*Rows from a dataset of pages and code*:
******************************

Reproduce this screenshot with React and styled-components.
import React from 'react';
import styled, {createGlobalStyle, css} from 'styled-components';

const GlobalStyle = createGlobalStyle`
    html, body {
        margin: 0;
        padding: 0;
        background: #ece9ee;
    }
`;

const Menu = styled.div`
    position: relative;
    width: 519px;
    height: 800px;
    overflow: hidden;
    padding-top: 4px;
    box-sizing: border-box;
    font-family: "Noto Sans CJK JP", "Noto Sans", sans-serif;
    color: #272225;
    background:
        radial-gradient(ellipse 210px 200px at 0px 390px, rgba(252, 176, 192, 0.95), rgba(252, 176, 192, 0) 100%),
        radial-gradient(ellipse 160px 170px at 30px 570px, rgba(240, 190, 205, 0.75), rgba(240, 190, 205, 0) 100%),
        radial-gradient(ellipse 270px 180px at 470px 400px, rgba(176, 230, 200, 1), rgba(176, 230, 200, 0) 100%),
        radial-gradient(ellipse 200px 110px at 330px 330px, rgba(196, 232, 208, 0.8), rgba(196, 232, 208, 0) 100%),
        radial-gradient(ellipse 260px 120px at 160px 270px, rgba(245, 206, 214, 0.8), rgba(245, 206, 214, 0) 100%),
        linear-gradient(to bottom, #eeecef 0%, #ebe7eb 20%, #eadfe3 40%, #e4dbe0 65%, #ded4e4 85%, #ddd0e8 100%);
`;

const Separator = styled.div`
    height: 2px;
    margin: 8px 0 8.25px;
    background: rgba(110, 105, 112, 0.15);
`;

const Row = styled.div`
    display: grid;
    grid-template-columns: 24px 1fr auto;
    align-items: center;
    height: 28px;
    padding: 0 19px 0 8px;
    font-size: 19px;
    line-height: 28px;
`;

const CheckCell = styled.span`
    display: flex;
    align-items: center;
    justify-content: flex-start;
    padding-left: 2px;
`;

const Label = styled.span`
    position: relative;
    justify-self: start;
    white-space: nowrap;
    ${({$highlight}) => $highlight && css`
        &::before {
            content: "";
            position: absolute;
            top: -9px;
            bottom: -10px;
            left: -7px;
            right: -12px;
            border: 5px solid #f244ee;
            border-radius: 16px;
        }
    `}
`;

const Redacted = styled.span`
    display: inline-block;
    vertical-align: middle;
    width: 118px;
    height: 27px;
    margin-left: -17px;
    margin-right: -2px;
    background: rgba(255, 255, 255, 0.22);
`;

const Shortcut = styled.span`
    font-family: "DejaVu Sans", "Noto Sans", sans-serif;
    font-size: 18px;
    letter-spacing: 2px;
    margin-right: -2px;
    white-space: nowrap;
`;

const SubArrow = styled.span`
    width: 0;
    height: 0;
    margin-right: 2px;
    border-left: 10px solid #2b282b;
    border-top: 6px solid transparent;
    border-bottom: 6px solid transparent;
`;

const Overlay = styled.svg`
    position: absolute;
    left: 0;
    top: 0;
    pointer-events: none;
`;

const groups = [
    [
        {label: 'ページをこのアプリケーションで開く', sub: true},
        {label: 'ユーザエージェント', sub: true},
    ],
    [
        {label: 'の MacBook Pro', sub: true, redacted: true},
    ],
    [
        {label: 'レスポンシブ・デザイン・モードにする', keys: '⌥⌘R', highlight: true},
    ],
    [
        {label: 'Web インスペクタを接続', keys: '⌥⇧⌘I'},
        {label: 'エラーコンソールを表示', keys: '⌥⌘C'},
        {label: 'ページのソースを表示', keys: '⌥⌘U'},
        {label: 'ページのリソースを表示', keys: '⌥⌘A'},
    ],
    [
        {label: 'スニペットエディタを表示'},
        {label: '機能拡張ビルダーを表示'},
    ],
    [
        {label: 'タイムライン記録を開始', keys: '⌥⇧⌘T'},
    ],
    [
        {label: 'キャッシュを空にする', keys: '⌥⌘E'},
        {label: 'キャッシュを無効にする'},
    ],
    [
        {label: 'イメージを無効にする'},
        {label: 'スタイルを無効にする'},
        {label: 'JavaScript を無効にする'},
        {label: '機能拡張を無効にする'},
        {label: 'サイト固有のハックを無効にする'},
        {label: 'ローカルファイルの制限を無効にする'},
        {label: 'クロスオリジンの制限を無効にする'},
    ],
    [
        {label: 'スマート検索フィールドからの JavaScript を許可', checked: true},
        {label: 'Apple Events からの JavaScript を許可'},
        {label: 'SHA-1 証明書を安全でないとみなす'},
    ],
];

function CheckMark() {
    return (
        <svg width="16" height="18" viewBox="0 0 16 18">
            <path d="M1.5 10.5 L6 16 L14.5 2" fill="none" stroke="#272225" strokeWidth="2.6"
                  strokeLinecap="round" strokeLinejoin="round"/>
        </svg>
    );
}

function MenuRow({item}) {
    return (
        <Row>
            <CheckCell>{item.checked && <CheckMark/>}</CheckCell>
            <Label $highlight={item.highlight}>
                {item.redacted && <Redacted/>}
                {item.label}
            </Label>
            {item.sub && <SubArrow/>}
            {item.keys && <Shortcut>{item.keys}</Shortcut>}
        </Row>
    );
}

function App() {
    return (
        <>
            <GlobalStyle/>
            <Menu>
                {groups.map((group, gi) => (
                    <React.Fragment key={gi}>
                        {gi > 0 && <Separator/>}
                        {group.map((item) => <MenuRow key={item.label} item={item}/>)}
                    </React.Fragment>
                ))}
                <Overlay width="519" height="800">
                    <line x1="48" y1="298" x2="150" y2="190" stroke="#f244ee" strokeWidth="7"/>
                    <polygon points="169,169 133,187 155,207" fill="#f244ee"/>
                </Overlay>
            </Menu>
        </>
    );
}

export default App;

******************************

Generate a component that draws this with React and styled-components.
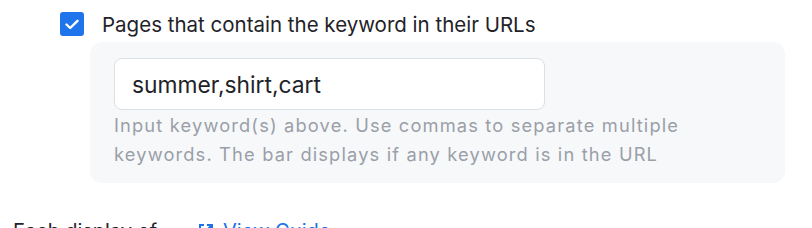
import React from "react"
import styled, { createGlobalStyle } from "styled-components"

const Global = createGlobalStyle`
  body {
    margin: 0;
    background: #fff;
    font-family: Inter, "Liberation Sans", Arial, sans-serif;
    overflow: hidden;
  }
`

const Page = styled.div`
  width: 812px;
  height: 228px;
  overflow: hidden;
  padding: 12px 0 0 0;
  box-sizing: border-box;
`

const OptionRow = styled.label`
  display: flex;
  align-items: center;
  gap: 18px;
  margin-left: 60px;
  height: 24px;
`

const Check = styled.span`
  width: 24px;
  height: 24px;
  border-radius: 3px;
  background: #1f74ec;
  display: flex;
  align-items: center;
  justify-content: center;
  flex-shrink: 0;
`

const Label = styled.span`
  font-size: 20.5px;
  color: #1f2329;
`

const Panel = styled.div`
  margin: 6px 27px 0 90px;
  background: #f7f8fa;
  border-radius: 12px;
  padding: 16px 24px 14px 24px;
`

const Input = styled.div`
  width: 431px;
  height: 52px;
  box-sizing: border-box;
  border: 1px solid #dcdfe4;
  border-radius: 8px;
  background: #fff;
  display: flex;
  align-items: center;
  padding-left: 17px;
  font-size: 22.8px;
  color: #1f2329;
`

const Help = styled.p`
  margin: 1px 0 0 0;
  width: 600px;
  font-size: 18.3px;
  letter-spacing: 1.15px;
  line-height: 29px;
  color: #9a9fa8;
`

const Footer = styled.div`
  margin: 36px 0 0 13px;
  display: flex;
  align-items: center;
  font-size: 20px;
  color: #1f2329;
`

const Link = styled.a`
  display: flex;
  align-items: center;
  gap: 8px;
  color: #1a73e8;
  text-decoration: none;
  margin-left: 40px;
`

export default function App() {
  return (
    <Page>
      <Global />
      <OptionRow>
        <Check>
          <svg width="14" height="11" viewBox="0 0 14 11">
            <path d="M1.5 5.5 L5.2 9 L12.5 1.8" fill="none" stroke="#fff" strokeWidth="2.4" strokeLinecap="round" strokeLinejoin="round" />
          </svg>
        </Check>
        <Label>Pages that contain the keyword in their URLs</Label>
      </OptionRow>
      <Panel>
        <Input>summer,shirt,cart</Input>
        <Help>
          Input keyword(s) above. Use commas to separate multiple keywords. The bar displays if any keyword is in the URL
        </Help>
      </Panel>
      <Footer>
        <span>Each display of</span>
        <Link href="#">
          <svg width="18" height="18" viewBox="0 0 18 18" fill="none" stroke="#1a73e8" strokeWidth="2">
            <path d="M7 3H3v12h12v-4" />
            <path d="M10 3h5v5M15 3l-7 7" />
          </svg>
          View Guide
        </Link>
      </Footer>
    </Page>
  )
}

******************************

*Work to be completed*:
Pull out every line of the records above that contains the word "this".

*Task response*:
Reproduce this screenshot with React and styled-components.
Generate a component that draws this with React and styled-components.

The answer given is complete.